“Lucido” e la sua sporadica lucidità

Foto di Angelo Maggio

Cosenza – Venerdì sera, nuovo appuntamento con il Teatro Morelli, solita fila al botteghino per ritirare freneticamente i biglietti, stesso desiderio di sempre di accomodarsi tra le poltroncine rosse e godere a pieni polmoni l’odore pungente, sovversivo, acre della cultura che tutti, oggi come oggi, cercano continuamente di negarci.

“Lucido”, è questo il titolo dello spettacolo portato in scena ieri sera dalla compagnia Costanzo/Rusconi, ha appassionato la sala gremita con il suo ritmo di narrazione incalzante, provocatorio, ironico e a tratti sarcastico, battute brillanti “sganciate” con una tempistica perfetta tanto da provocare una risata di gusto ma amara, un’ilarità superficiale che nasconde una tragedia profonda capace di logorare i personaggi fino a condurli allo scontro inevitabile.

Sul palco una famiglia qualunque, nelle retrovie un sentore di detto-non detto che non giova ma annienta, nel gioco comico ed irriverente dei personaggi un sapore di humor nero che parla di rapporti familiari mandati a morte, decapitati ancor prima della sentenza definitiva, lasciati imputridire perché troppo presi dalle proprie ragioni, dai propri pensieri, dalle proprie convinzioni per essere capaci di instaurare un dialogo e capire le posizioni dell’altro.

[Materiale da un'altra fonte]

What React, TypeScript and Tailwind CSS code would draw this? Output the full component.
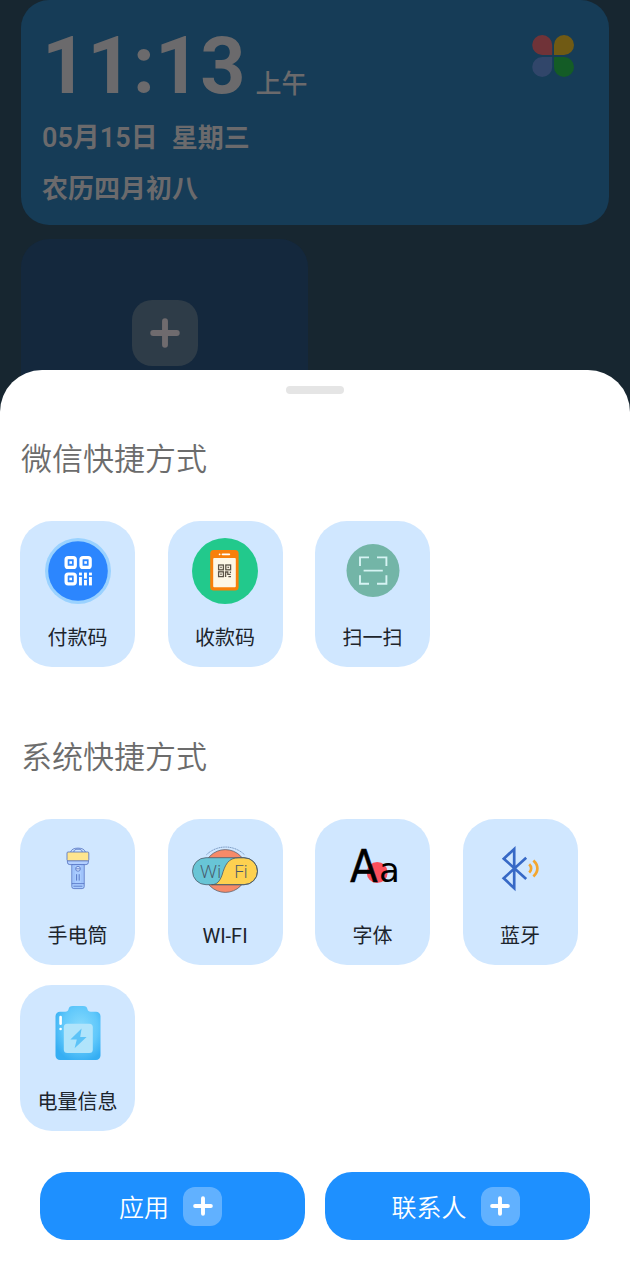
import type { ReactNode } from "react";

const PayCodeIcon = () => (
  <svg viewBox="0 0 66 66" className="size-[66px]" aria-hidden="true">
    <circle cx="33" cy="33" r="33" fill="#9ad2ff" />
    <circle cx="33" cy="33" r="29.8" fill="#2c86fe" />
    <g fill="none" stroke="#fff" strokeWidth="3.2">
      <rect x="21.1" y="19.6" width="9.2" height="9.8" rx="2" />
      <rect x="36" y="19.6" width="9.2" height="9.8" rx="2" />
      <rect x="21.1" y="36" width="9.2" height="9.8" rx="2" />
    </g>
    <g fill="#fff">
      <rect x="24.4" y="23.2" width="2.6" height="2.6" />
      <rect x="39.3" y="23.2" width="2.6" height="2.6" />
      <rect x="24.4" y="39.6" width="2.6" height="2.6" />
      <rect x="34" y="34.6" width="2.9" height="2.8" />
      <rect x="34" y="39" width="2.9" height="8.4" />
      <rect x="39" y="34.6" width="2.9" height="6" />
      <rect x="39" y="42" width="2.9" height="5.4" />
      <rect x="44" y="34.6" width="2.9" height="2.8" />
      <rect x="44" y="39" width="2.9" height="8.4" />
    </g>
  </svg>
);

const ReceiveCodeIcon = () => (
  <svg viewBox="0 0 66 66" className="size-[66px]" aria-hidden="true">
    <circle cx="33" cy="33" r="33" fill="#22c98c" />
    <rect x="18.2" y="12" width="28.4" height="40.6" rx="3.5" fill="#f8800a" />
    <rect x="21.2" y="20" width="22.6" height="29.2" rx="1" fill="#fdf7e6" />
    <rect x="29.6" y="15.4" width="8.6" height="1.8" rx="0.9" fill="#fff" />
    <circle cx="27.6" cy="16.3" r="0.9" fill="#fff" />
    <g fill="none" stroke="#5c5448" strokeWidth="1.3">
      <rect x="26.6" y="27" width="4.8" height="4.8" />
      <rect x="33.8" y="27" width="4.8" height="4.8" />
      <rect x="26.6" y="33.8" width="4.8" height="4.8" />
      <path d="M33.6 39V34h2.2v2.4h2.8M36.4 38.6h2.6M38.4 33.4v1.6" />
    </g>
    <g fill="#5c5448">
      <rect x="28.3" y="28.7" width="1.4" height="1.4" />
      <rect x="35.5" y="28.7" width="1.4" height="1.4" />
      <rect x="28.3" y="35.5" width="1.4" height="1.4" />
    </g>
  </svg>
);

const ScanIcon = () => (
  <svg viewBox="0 0 66 66" className="size-[66px]" aria-hidden="true">
    <circle cx="33" cy="32.5" r="26.5" fill="#73b5a7" />
    <path
      d="M29 19.4H20V28M37 19.4h9.400V28M29 45.800H20v-8.600M37 45.800h9.400v-8.600M23.600 32.600h19.200"
      fill="none"
      stroke="#d6f3f3"
      strokeWidth="1.9"
    />
  </svg>
);

const FlashlightIcon = () => (
  <svg viewBox="0 0 66 66" className="size-[66px]" aria-hidden="true">
    <g stroke="#4f6fc0" strokeWidth="0.8" fill="none">
      <path d="M25.6 16a7.6 5 0 0 1 14.8 0" />
      <path d="M28.8 16a4.2 2.8 0 0 1 8.4 0" />
      <path d="M22.4 24.6h21v1.6a2.4 2.4 0 0 1-2.4 2.4H24.8a2.4 2.4 0 0 1-2.4-2.4z" fill="#b3d0ff" />
      <rect x="22" y="16" width="21.8" height="8.8" rx="1" fill="#fee58e" />
      <path d="M26.8 28.6h12.4v22a2 2 0 0 1-2 2h-8.4a2 2 0 0 1-2-2z" fill="#a9ccff" />
      <path d="M29 28.8v18.6M37 28.8v18.6" stroke="#8fb3f3" strokeWidth="0.6" />
      <circle cx="33" cy="32.8" r="2.4" fill="#d5e6ff" />
      <path d="M31 32.8h4" />
      <path d="M31.6 38.2v6.4M34.2 38.2v6.4" strokeWidth="0.9" />
      <path d="M26.8 47.6h12.4M28.4 50.2h9" />
    </g>
  </svg>
);

const WifiIcon = () => (
  <svg viewBox="0 0 66 66" className="size-[66px]" aria-hidden="true">
    <path d="M14.5 18.7a27.4 27.4 0 0 1 38 0" fill="none" stroke="#5678a8" strokeWidth="0.8" strokeDasharray="1.2 0.6" />
    <circle cx="33.3" cy="35" r="21.4" fill="#f68a69" stroke="#4d5a68" strokeWidth="0.7" />
    <rect x="0.5" y="21.7" width="65" height="27" rx="13.5" fill="#68c5d6" />
    <path
      d="M47 21.7h5a13.5 13.5 0 0 1 0 27H19.5c5.5 0 8.3-3.5 10.5-9.5C33 29 36 21.7 47 21.7z"
      fill="#fed150"
      stroke="#4d5a68"
      strokeWidth="0.8"
    />
    <rect x="0.5" y="21.7" width="65" height="27" rx="13.5" fill="none" stroke="#4d5a68" strokeWidth="0.8" />
    <g fontFamily="'Open Sans', sans-serif" fontWeight="300" fontSize="19" fill="#47586a">
      <text x="8" y="42">Wi</text>
      <text x="42" y="42">Fi</text>
    </g>
  </svg>
);

const FontIcon = () => (
  <svg viewBox="0 0 66 66" className="size-[66px]" aria-hidden="true">
    <circle cx="37.2" cy="36.5" r="10.5" fill="#fb4f5b" />
    <g fontFamily="'DejaVu Sans Condensed', 'DejaVu Sans', sans-serif" fill="#000">
      <text x="10" y="46" fontSize="45" stroke="#000" strokeWidth="0.4">A</text>
      <text x="39" y="46" fontSize="34" fontFamily="'DejaVu Sans', sans-serif">a</text>
    </g>
  </svg>
);

const BluetoothIcon = () => (
  <svg viewBox="0 0 66 66" className="size-[66px]" aria-hidden="true" fill="none">
    <path d="M39.2 21.7L16.7 42.2 27.2 52.2V13L16.8 22.7 39.2 42.9" stroke="#3769c6" strokeWidth="2.7" />
    <path
      d="M42.2 28.2c2.6 2.4 2.6 6 0 8.4M46.4 24.6c5.3 4.8 5.3 11 0 15.8"
      stroke="#f3a62f"
      strokeWidth="2.7"
    />
  </svg>
);

const BatteryIcon = () => (
  <svg viewBox="0 0 66 66" className="size-[66px]" aria-hidden="true">
    <defs>
      <radialGradient id="battery" cx="0.55" cy="0.4" r="0.65">
        <stop offset="0" stopColor="#86dafc" />
        <stop offset="0.6" stopColor="#60c8fb" />
        <stop offset="1" stopColor="#35aef3" />
      </radialGradient>
    </defs>
    <path
      d="M28 4h10c3 0 4 1 4.4 3 .4 2 1.4 2.7 3.4 2.7h5.2a4.5 4.5 0 0 1 4.5 4.5v39.3a4.5 4.5 0 0 1-4.5 4.5H15a4.5 4.5 0 0 1-4.5-4.5V14.2A4.5 4.5 0 0 1 15 9.7h5.2c2 0 3-.7 3.4-2.7.4-2 1.4-3 4.4-3z"
      fill="url(#battery)"
    />
    <rect x="18.8" y="21.7" width="29" height="29.3" rx="3.5" fill="#b0e4fb" />
    <path d="M36.6 26.6L25.4 37.6h6.4l-2.2 8.6 12-11.2h-6.4z" fill="#5cc3f7" />
    <path d="M15.6 15v6.8" stroke="#fff" strokeWidth="2.6" strokeLinecap="round" />
    <circle cx="15.6" cy="27" r="1.3" fill="#fff" />
  </svg>
);

const CloverIcon = () => (
  <svg viewBox="0 0 42 42" className="size-[42px]" aria-hidden="true">
    <path d="M10.2 0a10 10 0 0 1 10 10v10h-10a10 10 0 0 1 0-20z" fill="#703338" />
    <path d="M32 0a10 10 0 0 1 0 20H22V10A10 10 0 0 1 32 0z" fill="#705a14" />
    <path d="M10.2 22h10v10a10 10 0 1 1-10-10z" fill="#31466a" />
    <path d="M22 22h10a10 10 0 1 1-10 10z" fill="#145c26" />
  </svg>
);

const PlusIcon = ({ className }: { className: string }) => (
  <svg viewBox="0 0 28 28" className={className} aria-hidden="true">
    <path d="M14 3v22M3 14h22" stroke="currentColor" strokeWidth="5.5" strokeLinecap="round" />
  </svg>
);

type Shortcut = { label: string; icon: ReactNode };

const wechatShortcuts: Shortcut[] = [
  { label: "付款码", icon: <PayCodeIcon /> },
  { label: "收款码", icon: <ReceiveCodeIcon /> },
  { label: "扫一扫", icon: <ScanIcon /> },
];

const systemShortcuts: Shortcut[] = [
  { label: "手电筒", icon: <FlashlightIcon /> },
  { label: "WI-FI", icon: <WifiIcon /> },
  { label: "字体", icon: <FontIcon /> },
  { label: "蓝牙", icon: <BluetoothIcon /> },
  { label: "电量信息", icon: <BatteryIcon /> },
];

const ShortcutGrid = ({ items }: { items: Shortcut[] }) => (
  <div className="mt-[41px] grid grid-cols-4 gap-y-5">
    {items.map((item) => (
      <button
        key={item.label}
        type="button"
        className="flex w-[115px] flex-col items-center gap-[22px] rounded-[32px] bg-[#d0e7ff] py-[17px]"
      >
        {item.icon}
        <span className="text-[20px] leading-6 whitespace-nowrap text-[#1c242c]">{item.label}</span>
      </button>
    ))}
  </div>
);

const AddButton = ({ label }: { label: string }) => (
  <button
    type="button"
    className="flex h-[68px] flex-1 items-center justify-center gap-[14px] rounded-[27px] bg-[#1e90ff] pr-1 text-[25px] text-white"
  >
    <span className="pt-1.5 leading-8 font-[350]">{label}</span>
    <span className="flex size-[39px] items-center justify-center rounded-xl bg-white/30">
      <PlusIcon className="size-5" />
    </span>
  </button>
);

const Backdrop = () => (
  <div className="px-[21px]">
    <section className="flex items-start justify-between rounded-[28px] bg-[#163c57] pr-[35px] pb-5 pl-[21px] text-[26px] text-[#6b6a6c]">
      <div className="pt-[26px]">
        <div className="flex items-baseline gap-[10px]">
          <span className="text-[79px] leading-[80px] font-bold">11:13</span>
          <span className="leading-8 font-medium">上午</span>
        </div>
        <div className="mt-4 flex gap-[14px] leading-8 font-semibold">
          <span className="text-[27px]">05月15日</span>
          <span>星期三</span>
        </div>
        <div className="mt-[19px] leading-8 font-semibold">农历四月初八</div>
      </div>
      <div className="pt-[35px]">
        <CloverIcon />
      </div>
    </section>
    <section className="mt-[14px] flex h-[287px] w-[287px] justify-center rounded-[28px] bg-[#14283d] pt-[61px]">
      <button
        type="button"
        aria-label="添加"
        className="flex size-[66px] items-center justify-center rounded-[20px] bg-[#2e3c48] text-[#6f6b6e]"
      >
        <PlusIcon className="size-[30px]" />
      </button>
    </section>
  </div>
);

export default function App() {
  return (
    <main className="min-h-screen bg-[#172630] font-['Roboto','Noto_Sans_CJK_SC',sans-serif]">
      <Backdrop />
      <div className="fixed inset-x-0 bottom-0 rounded-t-[42px] bg-white px-5 pt-4 pb-10">
        <div className="mx-auto h-2 w-[58px] rounded-full bg-[#e5e5e5]" />
        <h2 className="mt-[46px] px-px text-[31px] leading-10 font-[350] text-[#6c6c6c]">微信快捷方式</h2>
        <ShortcutGrid items={wechatShortcuts} />
        <h2 className="mt-[71px] px-px text-[31px] leading-10 font-[350] text-[#6c6c6c]">系统快捷方式</h2>
        <ShortcutGrid items={systemShortcuts} />
        <div className="mt-[41px] flex gap-5 px-5">
          <AddButton label="应用" />
          <AddButton label="联系人" />
        </div>
      </div>
    </main>
  );
}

È la storia di Luca e di sua sorella che gli ha donato un rene, la storia di una mamma che sente ma non ascolta, di un padre che li ha abbandonati all’incuria e all’indifferenza e di un nuovo uomo che entra di soppiatto nella vita dei personaggi e di colpo si ritrova in mezzo al fuoco incrociato ricoprendo un ruolo che non gli spetta. È la storia di Luca che ha consegnato la sua vita in mano ad un terapeuta, è la storia di sua sorella che, dopo 15 anni di assordante silenzio, ritorna con un bagaglio colmo di rabbia e rancore e chiede di riavere indietro ciò che è suo; non ritorna per reclamare la macchina da scrivere dell’Olivetti, i libri, il piumone o qualsiasi altro effimero oggetto ricordo della sua infanzia, ciò che reclama è il suo rene, la parte di sé che un tempo ha salvato il fratello ma che ora è richiesta dal suo agonizzante marito.

La trattativa diventa feroce, uno slalom tra colpe addossate e rancori mai confessati, tra paure latenti e dolori evidenti, è una lotta che si dipana tra mura domestiche che a stento contengono l’astio di una famiglia che ha fatto del silenzio la propria religione, uno scontro frontale in cui la lucidità vacilla fino a diventare sempre più sporadica.

Il testo di Rafael Spregelburd, tradotto da Valentina Cattaneo e Roberto Rustioni, narra così una storia che ne nasconde un’altra più segreta è per questo che sul palco s’incontrano realtà e fantasia, vita vissuta ed onirica, esistenza e spettri prodotti dalla mente e dalle sue capacità illusorie.

Tutto su quel palco si confonde fino a non scindersi più e il senso rimane sempre sullo sfondo, sotto terra, impalpabile, impercettibile, misterioso come la vita stessa.